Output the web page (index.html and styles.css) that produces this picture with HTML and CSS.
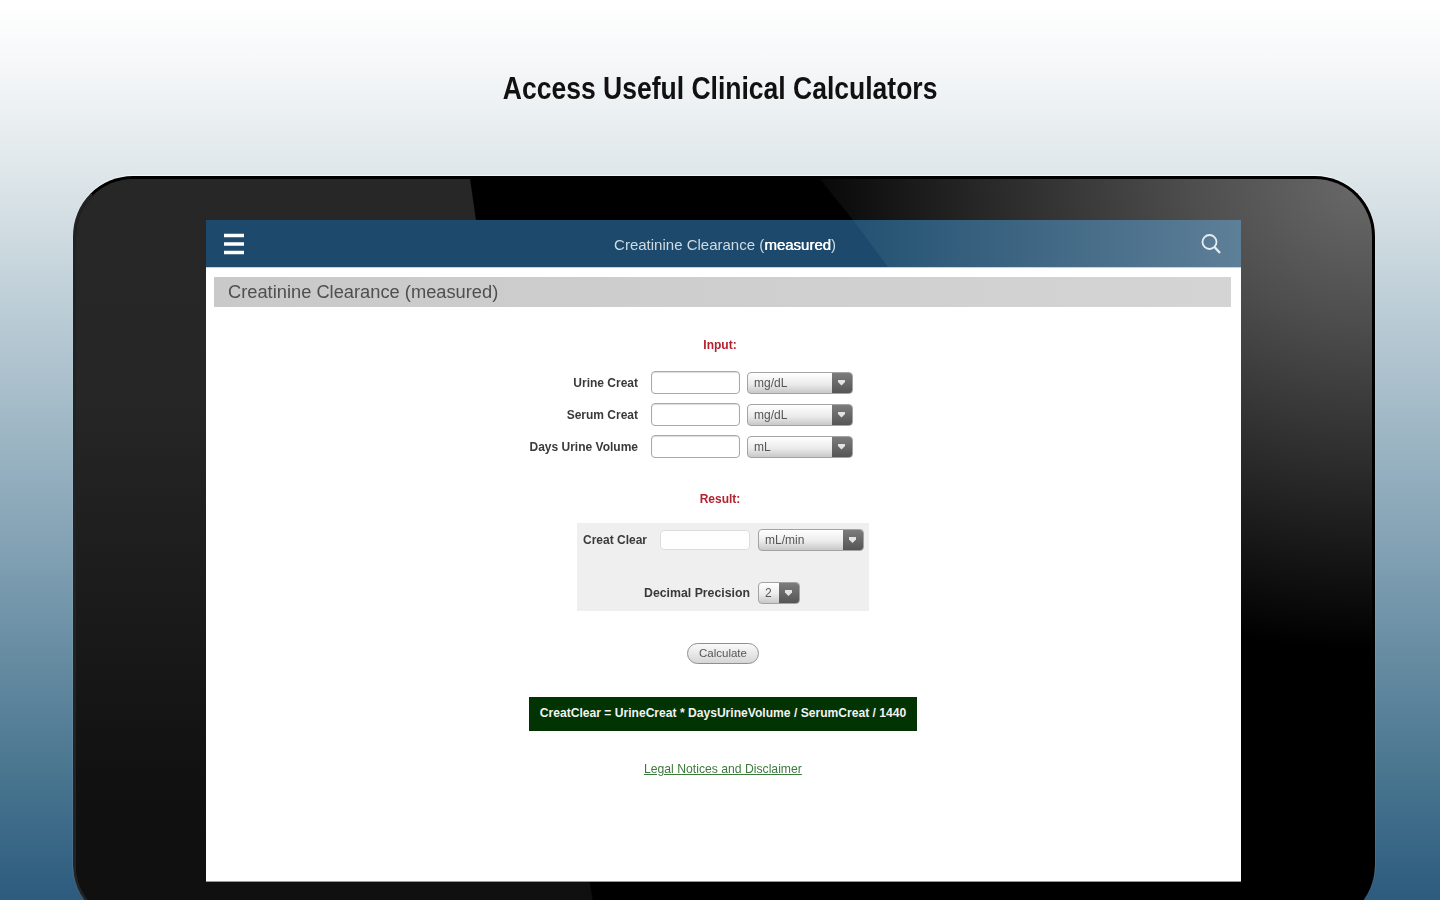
FILE: index.html
```html
<!DOCTYPE html>
<html lang="en">
<head>
<meta charset="utf-8">
<title>Access Useful Clinical Calculators</title>
<link rel="stylesheet" href="styles.css">
</head>
<body>
<h1 class="headline"><span class="headline-text">Access Useful Clinical Calculators</span></h1>
<div class="device">
  <main class="screen">
    <header class="appbar">
      <svg class="menu-icon" width="22" height="24" viewBox="0 0 22 24"><path d="M1 3.500h20M1 12h20M1 20.500h20" stroke="#fff" stroke-width="3.600"/></svg>
      <span class="appbar-title">Creatinine Clearance (<b>measured</b>)</span>
      <svg class="search-icon" width="24" height="24" viewBox="0 0 24 24" fill="none" stroke="#e6edf1"><circle cx="10.500" cy="10" r="7" stroke-width="1.800"/><path d="M15.500 15l5.500 6" stroke-width="2.400"/></svg>
    </header>
    <h2 class="page-title">Creatinine Clearance (measured)</h2>
    <h3 class="section-label input-label">Input:</h3>
    <div class="input-form">
      <label class="field-label">Urine Creat</label><input class="text-field"><div class="select"><span>mg/dL</span><i class="arrow"></i></div>
      <label class="field-label">Serum Creat</label><input class="text-field"><div class="select"><span>mg/dL</span><i class="arrow"></i></div>
      <label class="field-label">Days Urine Volume</label><input class="text-field"><div class="select"><span>mL</span><i class="arrow"></i></div>
    </div>
    <h3 class="section-label result-label">Result:</h3>
    <section class="result">
      <div class="result-row">
        <label class="field-label result-name">Creat Clear</label><input class="text-field result-field"><div class="select"><span>mL/min</span><i class="arrow"></i></div>
      </div>
      <div class="precision-row">
        <label class="field-label">Decimal Precision</label><div class="select select-small"><span>2</span><i class="arrow"></i></div>
      </div>
    </section>
    <button class="calc-button">Calculate</button>
    <div class="formula">CreatClear = UrineCreat * DaysUrineVolume / SerumCreat / 1440</div>
    <a class="legal" href="#">Legal Notices and Disclaimer</a>
  </main>
</div>
</body>
</html>
```
FILE: styles.css
```css
* { box-sizing: border-box; }
html, body { margin: 0; height: 100%; }
body {
  height: 900px;
  overflow: hidden;
  background: linear-gradient(180deg, #fff 0, #f6f8f9 60px, #dfe7ea 170px, #b9cbd5 320px, #7f9fb2 560px, #4a7690 770px, #2c5b7e 900px);
  font-family: "Liberation Sans", Arial, sans-serif;
}
.headline {
  margin: 0;
  height: 176px;
  padding-top: 71px;
  text-align: center;
  font: bold 31px/36px "Liberation Sans", sans-serif;
  color: #111;
}
.headline-text {
  display: inline-block;
  transform: scaleX(.855);
  filter: blur(.4px);
}
.device {
  position: relative;
  width: 1302px;
  height: 749px;
  margin-left: 73px;
  padding: 41px 131px 0 130px;
  border: 3px solid #000;
  border-left-color: #222;
  border-bottom-color: #222;
  border-radius: 60px;
  background: #000;
  box-shadow: 0 -1px 1px rgba(255,255,255,.7);
  overflow: hidden;
}
.device::before {
  content: "";
  position: absolute;
  inset: 0;
  background: linear-gradient(180deg, #272727 0, #262626 220px, #111 600px, #0f0f0f 100%);
  clip-path: polygon(0 0, 394px 0, 400px 41px, 521px 746px, 0 746px);
}
.device::after {
  content: "";
  position: absolute;
  inset: 0;
  background: radial-gradient(ellipse 600px 470px at 100% 0, #6a6a6a 0, #4e4e4e 30%, #2b2b2b 62%, #000 100%);
  clip-path: polygon(744px 0, 100% 0, 100% 100%, 1100px 100%, 777px 41px);
}
.screen {
  position: relative;
  z-index: 1;
  display: flex;
  flex-direction: column;
  width: 1035px;
  height: 661px;
  background: #fff;
  box-shadow: 0 1px 0 #999;
}
.appbar {
  position: relative;
  display: flex;
  align-items: center;
  flex: none;
  height: 48px;
  padding: 1px 18px 0 17px;
  background: #1d4a6c;
  border-bottom: 1px solid #c4d2dc;
}
.appbar::before {
  content: "";
  position: absolute;
  inset: 0;
  background: linear-gradient(90deg, #245272 647px, #5e7f98 100%);
  clip-path: polygon(647px 0, 100% 0, 100% 100%, 682px 100%);
}
.menu-icon { position: relative; flex: none; }
.appbar-title {
  position: relative;
  flex: 1;
  padding-left: 6px;
  text-align: center;
  font-size: 15px;
  color: #cfdbe3;
  filter: blur(.4px);
}
.appbar-title b { font-weight: normal; color: #fff; text-shadow: .5px 0 0 #fff; }
.search-icon { position: relative; flex: none; margin: 0 0 1px 0; }
.page-title {
  flex: none;
  height: 30px;
  margin: 9px 10px 0 8px;
  padding-left: 14px;
  background: linear-gradient(90deg, #c9c9c9, #d4d4d4);
  font: normal 18.300px/30px "Liberation Sans", sans-serif;
  color: #4f4f4f;
  filter: blur(.4px);
}
.section-label {
  margin: 0;
  font: bold 12px/16px "Liberation Sans", sans-serif;
  color: #b3222e;
  text-align: center;
  filter: blur(.6px);
  padding-right: 7px;
}
.input-label { margin-top: 30px; }
.input-form {
  display: grid;
  grid-template-columns: 110px 109px 106px;
  grid-auto-rows: 23px;
  align-items: center;
  row-gap: 9px;
  width: 325px;
  margin: 18px 0 0 322px;
}
.field-label {
  font: bold 12px/16px "Liberation Sans", sans-serif;
  color: #3a3a3a;
  text-align: right;
  white-space: nowrap;
  filter: blur(.6px);
}
.input-form .text-field { margin-left: 13px; }
.text-field {
  display: block;
  width: 89px;
  height: 23px;
  padding: 0;
  background: #fff;
  border: 1px solid #a8a8a8;
  border-radius: 4px;
  box-shadow: inset 0 1px 1px #ddd;
  filter: blur(.3px);
}
.select {
  display: flex;
  align-items: stretch;
  justify-content: space-between;
  width: 106px;
  height: 22px;
  border: 1px solid #a3a3a3;
  border-radius: 4px;
  background: linear-gradient(180deg, #fff, #ececec 55%, #c8c8c8);
  overflow: hidden;
  font: 12px/20px "Liberation Sans", sans-serif;
  color: #555;
  filter: blur(.3px);
}
.select span { padding-left: 6px; filter: blur(.3px); }
.arrow {
  position: relative;
  flex: none;
  width: 20px;
  background: linear-gradient(180deg, #7c7c7c, #555);
}
.arrow::after {
  content: "";
  position: absolute;
  left: 6px;
  top: 7px;
  width: 7px;
  height: 6px;
  background: #e4e4e4;
  clip-path: polygon(0 0, 100% 0, 100% 40%, 50% 100%, 0 40%);
}
.result-label { margin-top: 33px; }
.result {
  flex: none;
  display: flex;
  flex-direction: column;
  gap: 33px;
  width: 292px;
  height: 88px;
  margin: 16px 0 0 371px;
  padding: 7px 5px 0 6px;
  background: #efefef;
}
.result-row, .precision-row { display: flex; align-items: center; height: 20px; }
.result-name { width: 77px; text-align: left; }
.result-field { width: 90px; height: 20px; margin-right: 8px; border-color: #ddd; box-shadow: none; }
.precision-row { padding-left: 61px; gap: 8px; }
.precision-row .field-label { width: 106px; font-size: 12.300px; }
.select-small { width: 42px; }
.calc-button {
  flex: none;
  align-self: flex-start;
  width: 72px;
  height: 21px;
  margin: 32px 0 0 481px;
  padding: 0;
  border: 1px solid #8f8f8f;
  border-radius: 11px;
  background: linear-gradient(180deg, #fafafa, #d6d6d6);
  font: 11.500px/19px "Liberation Sans", sans-serif;
  color: #555;
  filter: blur(.4px);
}
.formula {
  flex: none;
  width: 388px;
  height: 34px;
  margin: 33px 0 0 323px;
  background: #023302;
  font: bold 12.100px/33px "Liberation Sans", sans-serif;
  color: #f2f2f2;
  text-align: center;
  white-space: nowrap;
}
.legal {
  align-self: flex-start;
  margin: 30px 0 0 438px;
  font: 12.200px/16px "Liberation Sans", sans-serif;
  color: #3c7a3c;
  filter: blur(.4px);
}
```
####
**WHAT IS ASKED:** In the listing, find every line containing the word "page" and list it.

**IN RESPONSE:**
Output the web page (index.html and styles.css) that produces this picture with HTML and CSS.
    <h2 class="page-title">Creatinine Clearance (measured)</h2>
.page-title {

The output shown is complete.